Our main measure of the collective bargaining minimum wage in each agreement/job/year combination is its modal value across all firms and workers. This approach was first adopted in Cardoso and Portugal (2005), which show a good correspondence between these modes and the actual collective bargaining minimum wages in a sample of agreements that they examine in greater detail. Our computation of the mode was also based on the real monthly wage of each worker (drawing on Statistics Portugal’s monthly consumer price index) rounded to nearest 2017 Euro. If a tie occurred, we selected the lowest modal value. The only restriction imposed in the construction of the sample was that the number of base hours worked in the reference month be at least 140, so to ensure that we examine full-time employees, the focus of collective bargaining minimum wages.

Table 1 describes the workers considered in each year and their average and modal wages. In the first column, we find that the annual number of employees ranges between 1.3 million in 1984 and 2.5 million in 2008. Average real wages peak in 2010 at 956 Euros and have their lowest value in 1988 (706 Euros). As to our modal (real) wages, they exhibit much less fluctuation over the period covered, ranging between 813 and 634 Euros, in 1982 and 1989, respectively. Only in three years (other than 1982) are modal wages higher than 700 Euros (1983, 2010, and 2017). All yearly wages, including the modes, are computed using as weights the number of workers in each agreement/job pair.

Table 1 Sample sizes and average weighted salaries by year

Even before taking into account the business cycle—as shown in Fig. 1, Portugal’s annual unemployment rate varied widely over the period, with peaks in the mid 1980s, mid 1990s, and mid 2010s—this time series can already be regarded as indirect evidence of non-cyclical collective bargaining real wages. Note that the high real modal wages in the very first years of the series will be driven partially by composition effects stemming from higher levels of informality in the early 1980s and possibly imperfect compliance with the census at the time, particularly among firms in low-wage sectors. Another complementary explanation is that of the very steep increases in collective bargaining wages in the mid and late 1970s, following the 1974 Revolution and the strong increase in trade union bargaining power that it generated. This bargaining power was, however, eventually eroded by the high levels of inflation (and, to a lesser extent, unemployment) in the early 1980s.

Fig. 1
figure 1

Source INE—Statistics Portugal and Pordata)

Annual unemployment and inflation rates in Portugal, 1982–2018. (

Table 2 examines the modal wages in different ways. Column 1 presents a count of the number of agreement/job pairs per year, showing that this number varies between around 26,000 in 1982 and 36,000 in 2016 (Martins 2020, 2019). Columns 2 and 3 present an indication of the fit between such modal wages and the corresponding base or total wages of the corresponding workers (in the same agreement/job pair), averaged by year, using again the number of workers in each pair as weights.

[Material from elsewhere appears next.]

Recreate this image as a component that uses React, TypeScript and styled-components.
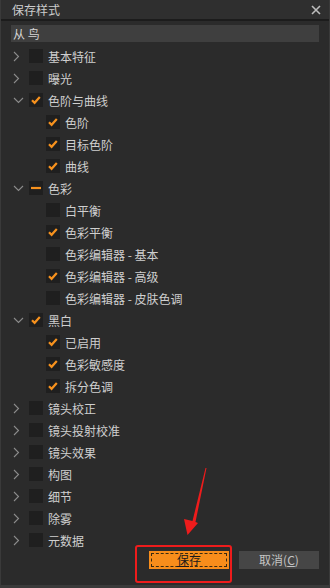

In the case of base wages, we find that the percentage of workers that are paid exactly the same (real) modal wage ranges between 19% in 2006 and 34% in both 2016 and 2017.

Table 2 Number of agreement/jobs by year and their fit

The latter cases may pick up the role of a very steeply increasing statutory minimum wage in those two years (which by law overrides the “minimum minimorum” of the collective agreements if the latter is lower). However, the overall distribution of modal “bites” across the 36-year period covered may be broadly consistent with the view that collective bargaining wages that tend to be more pressing at times of higher unemployment.

An important exception to this pattern is 2013, when unemployment was particularly high but the collective bargaining bite dropped significantly. This outcome may have been influenced by the significant slowdown in the renewal of agreements and their non-automatic extension (Hijzen and Martins 2020), implying that collective bargaining wages froze in a large percentage of cases. Automatic wage growth determined by tenure-related increments and dismissals or non-renewals of employment contracts of younger or less experienced workers (typically on lower wages) would also drive the drop in collective bargaining bite over that year.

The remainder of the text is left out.